- [Aim]
Reproduce nothing but the lines from the start of the material through the line that includes "shrink-0 items-center whitespace-nowrap", both ends included, and omit every picture.

- [Collected data]
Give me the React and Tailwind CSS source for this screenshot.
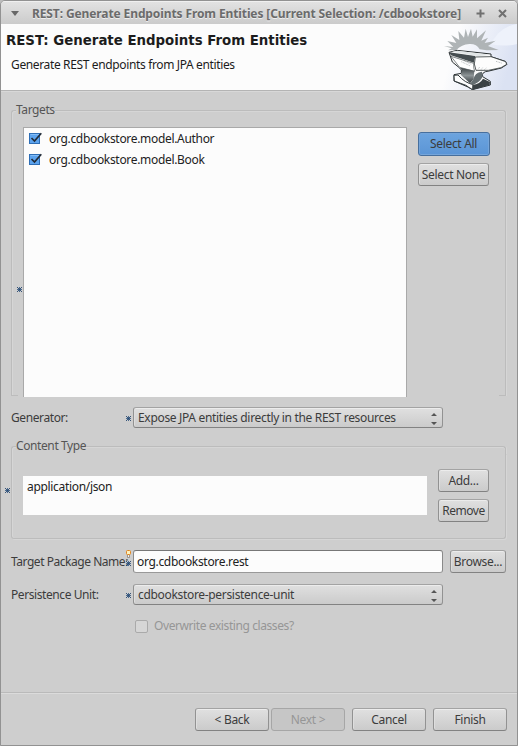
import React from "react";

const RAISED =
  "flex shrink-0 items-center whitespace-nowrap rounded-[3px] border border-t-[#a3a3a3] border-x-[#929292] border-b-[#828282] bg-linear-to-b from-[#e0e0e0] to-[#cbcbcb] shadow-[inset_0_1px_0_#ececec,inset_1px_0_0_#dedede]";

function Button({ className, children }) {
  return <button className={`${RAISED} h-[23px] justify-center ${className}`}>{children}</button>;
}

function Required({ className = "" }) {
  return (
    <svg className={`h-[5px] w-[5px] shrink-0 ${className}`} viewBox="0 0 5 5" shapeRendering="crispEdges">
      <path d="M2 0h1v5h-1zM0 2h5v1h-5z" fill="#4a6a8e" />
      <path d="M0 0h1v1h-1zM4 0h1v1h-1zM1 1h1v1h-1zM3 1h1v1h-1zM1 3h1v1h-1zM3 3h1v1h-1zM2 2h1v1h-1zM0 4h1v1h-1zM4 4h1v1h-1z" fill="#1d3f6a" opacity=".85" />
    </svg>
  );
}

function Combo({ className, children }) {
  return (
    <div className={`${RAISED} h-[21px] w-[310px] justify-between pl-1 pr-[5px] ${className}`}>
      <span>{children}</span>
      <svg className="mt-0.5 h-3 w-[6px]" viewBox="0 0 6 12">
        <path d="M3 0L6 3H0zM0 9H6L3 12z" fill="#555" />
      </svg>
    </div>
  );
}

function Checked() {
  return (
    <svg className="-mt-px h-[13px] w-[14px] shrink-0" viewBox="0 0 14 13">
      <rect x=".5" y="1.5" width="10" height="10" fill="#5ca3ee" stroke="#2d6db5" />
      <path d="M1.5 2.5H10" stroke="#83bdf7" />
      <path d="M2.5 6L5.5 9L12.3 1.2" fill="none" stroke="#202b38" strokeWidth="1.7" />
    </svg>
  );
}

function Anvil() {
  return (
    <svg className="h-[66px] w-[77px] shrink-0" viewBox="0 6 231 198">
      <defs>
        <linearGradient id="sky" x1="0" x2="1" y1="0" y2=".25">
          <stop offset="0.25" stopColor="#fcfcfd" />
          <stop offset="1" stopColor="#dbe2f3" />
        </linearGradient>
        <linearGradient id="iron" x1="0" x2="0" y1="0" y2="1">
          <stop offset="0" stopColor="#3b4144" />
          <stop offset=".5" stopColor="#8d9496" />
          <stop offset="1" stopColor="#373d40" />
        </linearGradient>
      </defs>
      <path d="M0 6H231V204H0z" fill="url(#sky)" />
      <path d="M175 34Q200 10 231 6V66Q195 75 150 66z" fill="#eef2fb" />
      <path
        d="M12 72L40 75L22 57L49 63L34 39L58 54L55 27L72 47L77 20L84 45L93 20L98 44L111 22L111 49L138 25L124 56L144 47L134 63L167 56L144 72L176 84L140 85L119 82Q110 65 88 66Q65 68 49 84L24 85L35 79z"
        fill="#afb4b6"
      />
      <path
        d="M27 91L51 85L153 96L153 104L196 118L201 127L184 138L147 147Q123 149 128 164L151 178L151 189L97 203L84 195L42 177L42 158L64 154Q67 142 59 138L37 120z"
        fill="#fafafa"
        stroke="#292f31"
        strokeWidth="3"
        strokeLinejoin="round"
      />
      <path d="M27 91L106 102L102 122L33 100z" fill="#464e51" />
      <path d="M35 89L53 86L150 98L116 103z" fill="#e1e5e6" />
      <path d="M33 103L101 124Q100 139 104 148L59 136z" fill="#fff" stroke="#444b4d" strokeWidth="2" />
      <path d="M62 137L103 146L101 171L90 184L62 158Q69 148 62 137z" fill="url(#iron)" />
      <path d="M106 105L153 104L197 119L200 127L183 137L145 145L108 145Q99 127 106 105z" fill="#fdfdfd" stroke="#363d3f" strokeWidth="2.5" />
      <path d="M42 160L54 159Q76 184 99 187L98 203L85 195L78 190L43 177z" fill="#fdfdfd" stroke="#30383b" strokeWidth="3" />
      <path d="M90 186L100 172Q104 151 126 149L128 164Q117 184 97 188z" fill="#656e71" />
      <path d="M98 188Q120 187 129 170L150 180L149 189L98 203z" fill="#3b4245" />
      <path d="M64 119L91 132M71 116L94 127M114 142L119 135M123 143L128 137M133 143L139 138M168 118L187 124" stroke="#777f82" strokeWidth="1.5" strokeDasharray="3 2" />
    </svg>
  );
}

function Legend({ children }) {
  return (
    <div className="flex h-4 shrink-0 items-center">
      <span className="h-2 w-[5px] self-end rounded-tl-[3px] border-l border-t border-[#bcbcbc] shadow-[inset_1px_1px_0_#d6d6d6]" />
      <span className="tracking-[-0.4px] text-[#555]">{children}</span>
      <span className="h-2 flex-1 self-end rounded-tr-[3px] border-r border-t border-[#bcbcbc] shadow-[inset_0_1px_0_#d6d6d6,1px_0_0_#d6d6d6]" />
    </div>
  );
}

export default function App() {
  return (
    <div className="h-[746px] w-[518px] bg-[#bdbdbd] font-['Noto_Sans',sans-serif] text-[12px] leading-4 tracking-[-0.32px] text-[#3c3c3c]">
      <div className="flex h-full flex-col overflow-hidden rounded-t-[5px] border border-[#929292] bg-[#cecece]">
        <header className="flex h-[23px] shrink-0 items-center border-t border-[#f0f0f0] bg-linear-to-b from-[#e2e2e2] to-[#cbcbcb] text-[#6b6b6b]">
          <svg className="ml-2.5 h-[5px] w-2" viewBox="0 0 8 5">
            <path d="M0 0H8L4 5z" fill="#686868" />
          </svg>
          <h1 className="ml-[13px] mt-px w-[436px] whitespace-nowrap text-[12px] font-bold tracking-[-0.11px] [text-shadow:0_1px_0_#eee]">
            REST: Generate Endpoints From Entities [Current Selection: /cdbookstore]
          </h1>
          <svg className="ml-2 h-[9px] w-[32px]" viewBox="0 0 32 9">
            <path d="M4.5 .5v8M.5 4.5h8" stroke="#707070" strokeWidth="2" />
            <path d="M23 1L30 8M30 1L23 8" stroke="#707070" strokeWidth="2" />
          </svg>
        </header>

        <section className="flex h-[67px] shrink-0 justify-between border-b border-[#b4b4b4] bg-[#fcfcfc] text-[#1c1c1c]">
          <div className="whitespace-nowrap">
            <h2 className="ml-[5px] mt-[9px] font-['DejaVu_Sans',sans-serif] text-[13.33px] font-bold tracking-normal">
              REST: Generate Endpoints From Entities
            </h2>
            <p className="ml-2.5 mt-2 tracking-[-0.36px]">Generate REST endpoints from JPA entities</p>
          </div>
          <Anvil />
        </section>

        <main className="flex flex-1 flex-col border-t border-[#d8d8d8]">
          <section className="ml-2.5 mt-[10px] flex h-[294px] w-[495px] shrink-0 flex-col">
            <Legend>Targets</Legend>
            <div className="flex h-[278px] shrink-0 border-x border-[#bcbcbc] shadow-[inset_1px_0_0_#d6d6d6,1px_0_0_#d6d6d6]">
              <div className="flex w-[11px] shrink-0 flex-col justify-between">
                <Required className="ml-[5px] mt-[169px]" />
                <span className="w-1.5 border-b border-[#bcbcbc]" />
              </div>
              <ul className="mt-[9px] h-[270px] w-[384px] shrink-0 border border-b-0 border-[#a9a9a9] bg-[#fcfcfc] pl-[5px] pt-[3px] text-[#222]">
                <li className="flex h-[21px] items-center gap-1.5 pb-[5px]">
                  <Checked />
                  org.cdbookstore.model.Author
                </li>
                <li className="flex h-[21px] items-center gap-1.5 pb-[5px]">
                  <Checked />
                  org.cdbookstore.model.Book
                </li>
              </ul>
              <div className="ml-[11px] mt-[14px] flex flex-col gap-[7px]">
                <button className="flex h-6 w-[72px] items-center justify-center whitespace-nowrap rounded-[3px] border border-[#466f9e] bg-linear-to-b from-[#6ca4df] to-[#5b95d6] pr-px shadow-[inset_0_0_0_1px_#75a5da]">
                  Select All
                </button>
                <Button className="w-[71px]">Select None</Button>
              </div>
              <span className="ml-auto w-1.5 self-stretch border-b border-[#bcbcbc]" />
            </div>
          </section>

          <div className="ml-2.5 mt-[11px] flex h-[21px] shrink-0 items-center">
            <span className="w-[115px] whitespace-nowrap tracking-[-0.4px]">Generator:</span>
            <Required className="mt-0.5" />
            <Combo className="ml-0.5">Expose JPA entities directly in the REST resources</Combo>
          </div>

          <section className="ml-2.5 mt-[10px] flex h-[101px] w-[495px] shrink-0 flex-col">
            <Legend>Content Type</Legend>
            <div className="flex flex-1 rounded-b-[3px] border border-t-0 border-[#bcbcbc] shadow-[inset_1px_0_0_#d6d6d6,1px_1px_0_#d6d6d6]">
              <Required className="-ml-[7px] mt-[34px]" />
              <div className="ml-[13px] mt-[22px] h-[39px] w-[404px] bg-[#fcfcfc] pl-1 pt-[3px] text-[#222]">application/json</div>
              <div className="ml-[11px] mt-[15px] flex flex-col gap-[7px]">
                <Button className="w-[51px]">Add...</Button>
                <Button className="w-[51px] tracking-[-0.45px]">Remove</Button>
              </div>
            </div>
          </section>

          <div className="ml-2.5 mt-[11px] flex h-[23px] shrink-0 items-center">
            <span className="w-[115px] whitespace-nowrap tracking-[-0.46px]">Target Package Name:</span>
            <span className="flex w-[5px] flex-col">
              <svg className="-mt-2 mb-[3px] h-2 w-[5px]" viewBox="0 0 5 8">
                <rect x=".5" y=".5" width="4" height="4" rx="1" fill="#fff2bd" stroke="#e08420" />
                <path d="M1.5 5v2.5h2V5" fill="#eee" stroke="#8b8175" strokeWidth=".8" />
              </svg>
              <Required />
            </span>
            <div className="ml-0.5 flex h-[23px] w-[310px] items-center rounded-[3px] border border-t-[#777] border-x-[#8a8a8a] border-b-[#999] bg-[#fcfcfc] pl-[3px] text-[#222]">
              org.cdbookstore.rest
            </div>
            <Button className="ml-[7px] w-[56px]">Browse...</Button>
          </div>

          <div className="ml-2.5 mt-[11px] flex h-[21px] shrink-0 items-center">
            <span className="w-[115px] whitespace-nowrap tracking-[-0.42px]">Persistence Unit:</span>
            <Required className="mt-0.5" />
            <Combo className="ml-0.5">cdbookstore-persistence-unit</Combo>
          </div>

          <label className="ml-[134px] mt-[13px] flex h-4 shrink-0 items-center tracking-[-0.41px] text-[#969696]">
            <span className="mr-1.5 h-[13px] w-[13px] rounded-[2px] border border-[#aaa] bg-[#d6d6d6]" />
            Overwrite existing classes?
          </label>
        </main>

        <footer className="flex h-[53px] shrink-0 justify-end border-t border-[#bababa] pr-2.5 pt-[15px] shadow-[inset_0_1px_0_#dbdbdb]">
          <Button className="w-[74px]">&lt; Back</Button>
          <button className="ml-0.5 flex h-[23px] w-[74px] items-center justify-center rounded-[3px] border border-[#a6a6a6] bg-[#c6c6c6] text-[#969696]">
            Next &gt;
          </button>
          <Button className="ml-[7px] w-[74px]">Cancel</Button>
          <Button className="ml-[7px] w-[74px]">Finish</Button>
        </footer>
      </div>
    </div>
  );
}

- [Solution to the exercise]
Give me the React and Tailwind CSS source for this screenshot.
import React from "react";

const RAISED =
  "flex shrink-0 items-center whitespace-nowrap rounded-[3px] border border-t-[#a3a3a3] border-x-[#929292] border-b-[#828282] bg-linear-to-b from-[#e0e0e0] to-[#cbcbcb] shadow-[inset_0_1px_0_#ececec,inset_1px_0_0_#dedede]";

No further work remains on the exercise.